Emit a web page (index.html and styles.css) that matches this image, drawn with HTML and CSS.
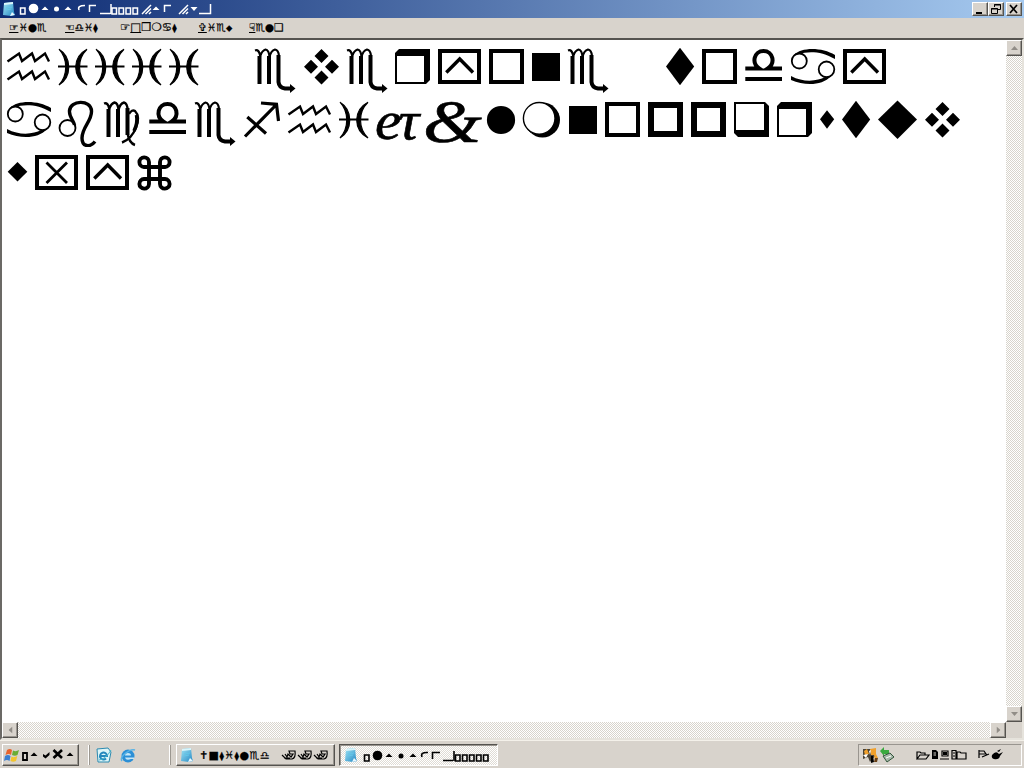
FILE: index.html
```
<!DOCTYPE html>
<html lang="en">

<head>
    <meta charset="UTF-8">
    <meta name="viewport" content="width=device-width, initial-scale=1.0">
    <title>Notepad</title>
    <link rel="stylesheet" href="styles.css">
</head>

<body>
    <svg class="defs" aria-hidden="true">
        <defs>
            <linearGradient id="note-fill" x2="1" y2="1">
                <stop offset="0" stop-color="#9fe4f5"/>
                <stop offset="1" stop-color="#2388c4"/>
            </linearGradient>
            <symbol id="notepad" viewBox="0 0 16 16">
                <path d="M3 2L12 1L13 11L14 14L10 15L2 14Z" fill="url(#note-fill)"/>
                <path d="M3 2L12 1V3L3 4Z" fill="#d9f5fb"/>
                <path d="M9 15L11 11L14 14Z" fill="#e8f8ff"/>
                <path d="M5 7L11 6M5 9L10 8" stroke="#63c6e8"/>
            </symbol>
            <symbol id="ie" viewBox="0 0 16 16">
                <circle cx="8" cy="9" r="6.5" fill="#2b8fd6"/>
                <path d="M5 8.5A3 2.5 0 0 1 11 8.5ZM5 10.5H14V12H11Q6 14 5 10.5Z" fill="#c5e6f7"/>
                <path d="M2 14C-1 10 10 1 15 3" fill="none" stroke="#58b3e6" stroke-width="1.5"/>
            </symbol>
            <symbol id="up" viewBox="0 0 7 4"><path d="M0 4L3.5 0L7 4Z"/></symbol>

            <!-- big symbols, 53px line, baseline box 8..43 -->
            <symbol id="g-h" viewBox="0 0 51 53">
                <path class="ln" stroke-width="2.4" d="M3.5 20.5L15 12.5L18 20L28 12.5L31 20L41 12.5L45 20.5M3.5 38.5L15 30.5L18 38L28 30.5L31 38L41 30.5L45 38.5"/>
            </symbol>
            <symbol id="g-i" viewBox="0 0 37 53">
                <path d="M4 8.2C17 16 17 36 4 44C13 34 13 18 4 8.2ZM32 8.2C17 16 17 36 32 44C22 34 22 18 32 8.2Z" stroke="#000" stroke-width="1.2"/>
                <path class="ln" stroke-width="2" d="M3 25.5H32.5"/>
            </symbol>
            <symbol id="g-e" viewBox="0 0 48.5 53">
                <path class="ln" stroke-width="4" d="M7.5 43V15M17 43V15M26.5 14V41Q27 46.5 33 47.5H39"/>
                <path class="ln" stroke-width="2.2" d="M3 9.5Q7 8 8.3 15Q10 9.5 13.5 8.5Q17 9 17.5 16Q19 9.5 23 8.5Q26.5 9 27 15"/>
                <path d="M38 43L43.5 47.5L38 52Z"/>
            </symbol>
            <symbol id="g-a" viewBox="0 0 52 53">
                <g class="ln" stroke-width="1.8"><circle cx="11.3" cy="20" r="7.5"/><circle cx="38.5" cy="28.3" r="7.8"/></g>
                <path d="M6 14C13 6 34 6 47 14V18C34 10 20 10 11 13ZM3 35C16 42 30 40 37 36L43 35C34 45 17 45 3 39Z"/>
            </symbol>
            <symbol id="g-b" viewBox="0 0 45 53">
                <circle class="ln" stroke-width="1.8" cx="11.5" cy="34" r="8"/>
                <path class="ln" stroke-width="3.4" d="M18.5 31C18 27 13 23 13.5 17C14 6 35 5 35.5 17C36 27 26 33 26 44C26 54 35 53 39 47.5"/>
            </symbol>
            <symbol id="g-c" viewBox="0 0 45 53">
                <path class="ln" stroke-width="4" d="M7.5 43V15M17 43V15M26.5 14V41"/>
                <path class="ln" stroke-width="2.4" d="M3 9.5Q7 8 8.3 15Q10 9.5 13.5 8.5Q17 9 17.5 16Q19 9.5 23 8.5Q26.5 9 27 18M28 20Q31 15 34 17C41 24 34 44 21 48.5M26.5 39Q28 49 34 51"/>
                <path class="ln" stroke-width="3.5" d="M35.5 21Q37 29 33 37"/>
            </symbol>
            <symbol id="g-d" viewBox="0 0 46 53">
                <path class="ln" stroke-width="4" d="M3.3 27.6H17.5C9 22 12 10 21.5 10S34 22 25.5 27.6H40M3.3 37.9H40"/>
            </symbol>
            <symbol id="g-f" viewBox="0 0 44 53">
                <path class="ln" stroke-width="3.2" d="M4 42.5L35.5 10.5M20 9L35.5 10.3L37.5 27M6.3 23L25 39.5"/>
            </symbol>
            <symbol id="g-l" viewBox="0 0 36 53"><circle cx="17" cy="26" r="14.1"/></symbol>
            <symbol id="g-m" viewBox="0 0 46 53">
                <circle cx="22.5" cy="26" r="17.5"/>
                <circle cx="19.2" cy="24.3" r="15.8" fill="#fff" stroke="#000" stroke-width="1.4"/>
            </symbol>
            <symbol id="g-n" viewBox="0 0 36 53"><path d="M3 12H31V40H3Z"/></symbol>
            <symbol id="g-o" viewBox="0 0 43 53"><path class="ln" stroke-width="4" d="M5 10H36V41H5Z"/></symbol>
            <symbol id="g-p" viewBox="0 0 43 53"><path class="ln" stroke-width="6" d="M6 11H35V40H6Z"/></symbol>
            <symbol id="g-q" viewBox="0 0 43 53"><path fill-rule="evenodd" d="M3 8H34L38 12V43H7L3 39ZM5 10V36H33V10Z"/></symbol>
            <symbol id="g-r" viewBox="0 0 43 53"><path fill-rule="evenodd" d="M7 8H38V39L34 43H3V12ZM5 15V41H32V15Z"/></symbol>
            <symbol id="g-s" viewBox="0 0 22 53"><path d="M10 16.2L17.2 25.3L10 34.7L3 25.3Z"/></symbol>
            <symbol id="g-t" viewBox="0 0 36 53"><path d="M17 6.8L31.2 25.5L17 44.3L3 25.5Z"/></symbol>
            <symbol id="g-u" viewBox="0 0 47 53"><path d="M22.5 6.5L42 25.5L22.5 45L3 25.5Z"/></symbol>
            <symbol id="g-v" viewBox="0 0 43 53"><path d="M20.5 8L27.5 15L20.5 22L13.5 15ZM10 18.8L17 25.8L10 32.8L3 25.8ZM31 18.8L38 25.8L31 32.8L24 25.8ZM20.5 29.4L27.5 36.4L20.5 43.4L13.5 36.4Z"/></symbol>
            <symbol id="g-w" viewBox="0 0 28 53"><path d="M13.5 15L23.3 24.8L13.5 34.6L3.7 24.8Z"/></symbol>
            <symbol id="g-x" viewBox="0 0 51 53"><path class="ln" stroke-width="4" d="M5 10H44V41H5Z"/><path class="ln" stroke-width="2.8" d="M14.5 15.5L35 36M35 15.5L14.5 36"/></symbol>
            <symbol id="g-y" viewBox="0 0 51 53"><path class="ln" stroke-width="4" d="M5 10H44V41H5Z"/><path class="ln" stroke-width="3.4" d="M11.3 31.5L24.7 18L38 31.5"/></symbol>
            <symbol id="g-z" viewBox="0 0 43 53"><path class="ln" stroke-width="3.9" d="M15 20H10A4.8 4.8 0 1 1 15 15V37A4.8 4.8 0 1 1 10 32H31A4.8 4.8 0 1 1 26 37V15A4.8 4.8 0 1 1 31 20Z"/></symbol>
        </defs>
    </svg>

    <header class="titlebar">
        <svg class="icon"><use href="#notepad"/></svg>
        <svg class="caption" viewBox="0 0 196 16">
            <g fill="#fff">
                <circle cx="15.5" cy="7.5" r="4.8"/>
                <path d="M23.5 9L27 5.5L30.5 9ZM46.5 9L50 5.5L53.5 9ZM134.5 9L138 5.5L141.5 9ZM172.5 6L176 10L179.5 6Z"/>
                <circle cx="38.5" cy="8" r="2.5"/>
            </g>
            <g fill="none" stroke="#fff" stroke-width="1.5">
                <path d="M2.5 7H7V13H2.5ZM61 9Q59 4.5 67 4.5M71.5 11V4.5H78M82 12.5H92.5M93 3V13"/>
                <path d="M94 7H98.5V13H94ZM101 7H105.5V13H101ZM108 7H112.5V13H108ZM115 7H119.5V13H115Z"/>
                <path d="M124 13L133 4M127.5 13L133 7.5M131 13L133 11M146.5 11V4.5H153M161 13L170 4M164.5 13L170 7.5M168 13L170 11M181 12.5H192.5V3"/>
            </g>
        </svg>
        <div class="controls">
            <button class="win-btn" aria-label="Minimize"><svg viewBox="0 0 16 14"><path d="M4 10H10V12H4Z"/></svg></button>
            <button class="win-btn" aria-label="Restore"><svg viewBox="0 0 16 14"><path class="ln" d="M6.5 5V2.5H12.5V7.5H10M6 3H13M3.5 6.5H9.5V11.5H3.5ZM3 7H10"/></svg></button>
            <button class="win-btn close" aria-label="Close"><svg viewBox="0 0 16 14"><path class="ln" stroke-width="1.7" d="M4 3L11 11M11 3L4 11"/></svg></button>
        </div>
    </header>

    <nav class="menu">
        <span class="m-file"><u>☞</u>♓●♏</span>
        <span class="m-edit"><u>☜</u>♎♓<small>⧫</small></span>
        <span class="m-format">☞<u>□</u>❒❍♋<small>⧫</small></span>
        <span class="m-view"><u>✞</u>♓♏<small>⬥</small></span>
        <span class="m-help"><u>☟</u>♏●❑</span>
    </nav>

    <main class="editor">
        <div class="page">
            <div class="line" data-text="hiiii everyone today"></div>
            <div class="line" data-text="abcdefhijklmnoppqrstuv"></div>
            <div class="line" data-text="wxyz"></div>
        </div>
        <div class="scroll vertical">
            <button class="scroll-btn"><svg><use href="#up"/></svg></button>
            <button class="scroll-btn down"><svg><use href="#up"/></svg></button>
        </div>
        <div class="scroll horizontal">
            <button class="scroll-btn left"><svg><use href="#up"/></svg></button>
            <button class="scroll-btn right"><svg><use href="#up"/></svg></button>
        </div>
        <div class="corner"></div>
    </main>

    <footer class="taskbar">
        <button class="start">
            <svg class="icon" viewBox="0 0 16 16">
                <path d="M3 3Q6 1 8 3L7 8Q5 6 1.5 8Z" fill="#e8642c"/>
                <path d="M9 3.5Q12 5 15 3L13.5 8Q11 9.5 8 8Z" fill="#69ad35"/>
                <path d="M1 9Q4 7 6.5 9L5.5 14Q3 12 0 14Z" fill="#3b7fd0"/>
                <path d="M7.5 9.5Q10 11 13.3 9L12 14Q9 15.5 6.5 14Z" fill="#f2c52e"/>
            </svg>
            <svg class="start-text" viewBox="0 0 56 16">
                <path class="ln" stroke-width="1.8" d="M2 6H6V13H2Z"/>
                <path d="M9.5 9L13 5.5L16.5 9ZM22 7L24.5 8.5L28.5 5V8L24.5 11.5L22 9.5ZM45.5 9L49 5.5L52.5 9Z"/>
                <path class="ln" stroke-width="2.6" d="M32.5 3L41 11M41 3L32.5 11"/>
            </svg>
        </button>
        <i class="sep"></i>
        <div class="quick">
            <svg class="icon" viewBox="0 0 16 16"><path d="M1 2L12 1L15 5L13 15H2Z" fill="#dcf5f8" stroke="#2c8ab0"/><path d="M4 9H11A3.5 3.5 0 1 0 10 11.5" fill="none" stroke="#2488bd" stroke-width="2"/><path d="M3 13Q10 12 15 3" fill="none" stroke="#48b6cb"/></svg>
            <svg class="icon"><use href="#ie"/></svg>
        </div>
        <i class="sep"></i>
        <button class="task">
            <svg class="icon"><use href="#notepad"/></svg>
            <span class="task-text">✝■<small>⧫</small>♓<small>⧫</small>●♏♎</span>
            <svg class="disks" viewBox="0 0 48 12">
                <g class="ln" stroke-width="1.2">
                    <path d="M1 6L5 10H11Q15 9 14 2H8L9 5H12L10 8L7 5L6 8L4 5M3 9H9"/>
                    <path d="M17 6L21 10H27Q31 9 30 2H24L25 5H28L26 8L23 5L22 8L20 5M19 9H25"/>
                    <path d="M33 6L37 10H43Q47 9 46 2H40L41 5H44L42 8L39 5L38 8L36 5M35 9H41"/>
                </g>
            </svg>
        </button>
        <button class="task active">
            <svg class="icon"><use href="#notepad"/></svg>
            <svg class="task-caption" viewBox="0 0 130 16">
                <circle cx="15.5" cy="7.5" r="4.8"/><circle cx="39" cy="8" r="2.5"/>
                <path d="M23.5 9L27 5.5L30.5 9ZM47.5 9L51 5.5L54.5 9Z"/>
                <g class="ln" stroke-width="1.6"><path d="M2.5 7H7V13H2.5ZM60 9Q58 4 66 4.5M70.5 11V4.5H78M81 12.5H91M92 3V13"/><path d="M93.5 7H98V13H93.5ZM100.5 7H105V13H100.5ZM107.5 7H112V13H107.5ZM114.5 7H119V13H114.5ZM121.5 7H126V13H121.5Z"/></g>
            </svg>
        </button>
        <div class="tray">
            <svg class="tray-icons" viewBox="0 0 36 18">
                <path d="M2 3H11L15 9L9 16L7 11L2 13Z" fill="#4a4438"/>
                <path d="M3 5L6 3L8 8L4 9ZM9 3L15 2L15 8L17 12L14 14L13 9L10 9Z" fill="#f0a02c"/>
                <path d="M2 9L7 8L5 12ZM8 5L10 4L9 9Z" fill="#fff"/>
                <path d="M10 10L12 10L13 16L10 17Z" fill="#000"/>
                <path d="M14 12L17 12L16 16L13 16Z" fill="#684016"/>
                <path d="M19 5L23 1V4H28V8H23V10Z" fill="#39aa3e"/>
                <path d="M22 10L29 7L33 11L26 16Z" fill="#a8b9aa" stroke="#31543a"/><path d="M25 12L30 10" stroke="#fff"/>
            </svg>
            <svg class="clock" viewBox="0 0 88 14">
                <g class="ln" stroke-width="1.2">
                    <path d="M2 11V4H5L6 5H10V7M2 11L5 7H14L11 11ZM27 3H33V8H27ZM25 11H34M37 2.5H41V11H37ZM38 5H40M38 8H40M42 11V4H45L46 5H51V11Z"/>
                    <path d="M64 2V10M64 3H69L71 6H64M67 9L74 6"/>
                </g>
                <path d="M17 2H21L23 4V11H17ZM28 4H32V7H28ZM77 7Q81 2 84 6L88 4L85 8Q84 12 79 11Q76 10 77 7ZM82 3L86 1L84 4Z"/>
                <path d="M18.5 5H21M18.5 7H21" stroke="#d6d2ca"/>
            </svg>
        </div>
    </footer>

    <script>
        // advance width of every symbol on the page
        const widths = {
            a: 52, b: 45, c: 45, d: 46, e: 48.5, f: 44, h: 51, i: 37, l: 36, m: 46, n: 36, o: 43,
            p: 43, q: 43, r: 43, s: 22, t: 36, u: 47, v: 43, w: 28, x: 51, y: 51, z: 43
        };
        const ligatures = { j: 'eτ', k: '&amp;' };

        document.querySelectorAll('.line').forEach(function (line) {
            let html = '';
            for (const ch of line.dataset.text) {
                if (ch === ' ') {
                    html += '<span class="space"></span>';
                } else if (ligatures[ch]) {
                    html += '<span class="lig lig-' + ch + '"><b>' + ligatures[ch] + '</b></span>';
                } else {
                    html += '<svg width="' + widths[ch] + '" height="53"><use href="#g-' + ch + '"/></svg>';
                }
            }
            line.innerHTML = html;
        });
    </script>
</body>

</html>
```
FILE: styles.css
```
* {
    box-sizing: border-box;
}
body {
    margin: 0;
    width: 1024px;
    height: 768px;
    overflow: hidden;
    display: flex;
    flex-direction: column;
    background-color: #d8d3cc;
    font-family: "DejaVu Sans", sans-serif;
    color: #000;
}
svg {
    display: block;
    flex: none;
}
button {
    padding: 0;
    border: 1px solid;
    border-color: #fff #55534f #55534f #fff;
    background-color: #d8d3cc;
    box-shadow: inset -1px -1px #99958f;
}
.defs {
    position: absolute;
    width: 0;
    height: 0;
}
.ln {
    fill: none;
    stroke: #000;
}
.icon {
    width: 16px;
    height: 16px;
}
.titlebar {
    height: 18px;
    display: flex;
    align-items: center;
    padding: 0 2px 0 1px;
    background: linear-gradient(to right, #0c2a72, #a6caf0);
}
.caption {
    width: 196px;
    height: 16px;
    margin-left: 1px;
}
.controls {
    display: flex;
    margin-left: auto;
}
.win-btn {
    width: 16px;
    height: 14px;
}
.win-btn svg {
    width: 16px;
    height: 14px;
    margin: -1px;
}
.close {
    margin-left: 2px;
}
.menu {
    height: 20px;
    display: flex;
    padding-left: 9px;
    font-size: 10.5px;
    line-height: 19px;
    white-space: nowrap;
    -webkit-text-stroke: 0.2px #000;
}
.menu span {
    flex: none;
}
small {
    font-size: 9px;
}
.m-file {
    width: 56px;
}
.m-edit {
    width: 55px;
}
.m-format {
    width: 78px;
    font-size: 11.5px;
}
.m-view {
    width: 51px;
}
.editor {
    height: 702px;
    display: grid;
    grid-template-columns: 1fr 16px;
    grid-template-rows: 1fr 16px;
    border-top: 2px solid #55534f;
    border-left: 2px solid #6b6965;
    border-right: 2px solid #e6e3dc;
    border-bottom: 2px solid #e6e3dc;
}
.page {
    background-color: #fff;
    padding: 1px 0 0 2px;
}
.line {
    height: 53px;
    display: flex;
}
.space {
    width: 49px;
}
.lig {
    height: 53px;
    line-height: 53px;
    font-family: "Liberation Serif", serif;
    font-style: italic;
    white-space: nowrap;
}
.lig b {
    display: inline-block;
    font-weight: normal;
    transform-origin: 0 50%;
    -webkit-text-stroke: 0.6px #000;
}
.lig-j {
    width: 49px;
    font-size: 54px;
}
.lig-j b {
    letter-spacing: -3px;
    transform: translate(2px, 1px) scaleX(1.1);
}
.lig-k {
    width: 62px;
    font-size: 62px;
}
.lig-k b {
    transform: translate(1px, 1px) scaleX(1.22);
}
.scroll {
    display: flex;
    justify-content: space-between;
    background: repeating-conic-gradient(#fff 0 25%, #d8d4cc 0 50%) 0 0 / 2px 2px;
}
.vertical {
    flex-direction: column;
}
.scroll-btn {
    width: 16px;
    height: 16px;
    display: flex;
    align-items: center;
    justify-content: center;
}
.scroll-btn svg {
    width: 7px;
    height: 4px;
    fill: #918d87;
}
.down svg {
    transform: rotate(180deg);
}
.left svg {
    transform: rotate(-90deg);
}
.right svg {
    transform: rotate(90deg);
}
.taskbar {
    height: 28px;
    display: flex;
    align-items: center;
    padding: 2px 2px 1px;
    border-top: 1px solid #f4f1ea;
}
.start {
    width: 77px;
    height: 22px;
    display: flex;
    align-items: center;
    padding-left: 1px;
}
.start-text {
    width: 56px;
    height: 16px;
    margin-left: 1px;
}
.sep {
    width: 2px;
    height: 20px;
    margin: 0 5px 0 9px;
    border-left: 1px solid #fff;
    border-right: 1px solid #9b9790;
}
.quick {
    width: 65px;
    display: flex;
    gap: 8px;
    padding-left: 1px;
}
.task {
    width: 159px;
    height: 22px;
    display: flex;
    align-items: center;
    padding-left: 2px;
    font-family: inherit;
    font-size: 11px;
    white-space: nowrap;
}
.task-text {
    width: 76px;
    margin-left: 4px;
    text-align: left;
    letter-spacing: 0.4px;
    -webkit-text-stroke: 0.2px #000;
}
.disks {
    width: 48px;
    height: 12px;
    margin-left: 6px;
}
.active {
    margin-left: 4px;
    border-color: #55534f #fff #fff #55534f;
    box-shadow: inset 1px 1px #99958f;
    background: repeating-conic-gradient(#fff 0 25%, #dfdbd4 0 50%) 0 0 / 2px 2px;
}
.active .icon {
    margin-left: 1px;
}
.task-caption {
    width: 130px;
    height: 16px;
    margin: 2px 0 0 3px;
}
.tray {
    width: 164px;
    height: 22px;
    display: flex;
    align-items: center;
    margin-left: auto;
    padding-left: 2px;
    border: 1px solid;
    border-color: #99958f #fff #fff #99958f;
}
.tray-icons {
    width: 36px;
    height: 18px;
}
.clock {
    width: 88px;
    height: 14px;
    margin-left: 18px;
}
```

***

What you have to do: Scan the lines above for "page", then copy every one that has it.

Answer to the task:
Emit a web page (index.html and styles.css) that matches this image, drawn with HTML and CSS.
        <div class="page">
        // advance width of every symbol on the page
.page {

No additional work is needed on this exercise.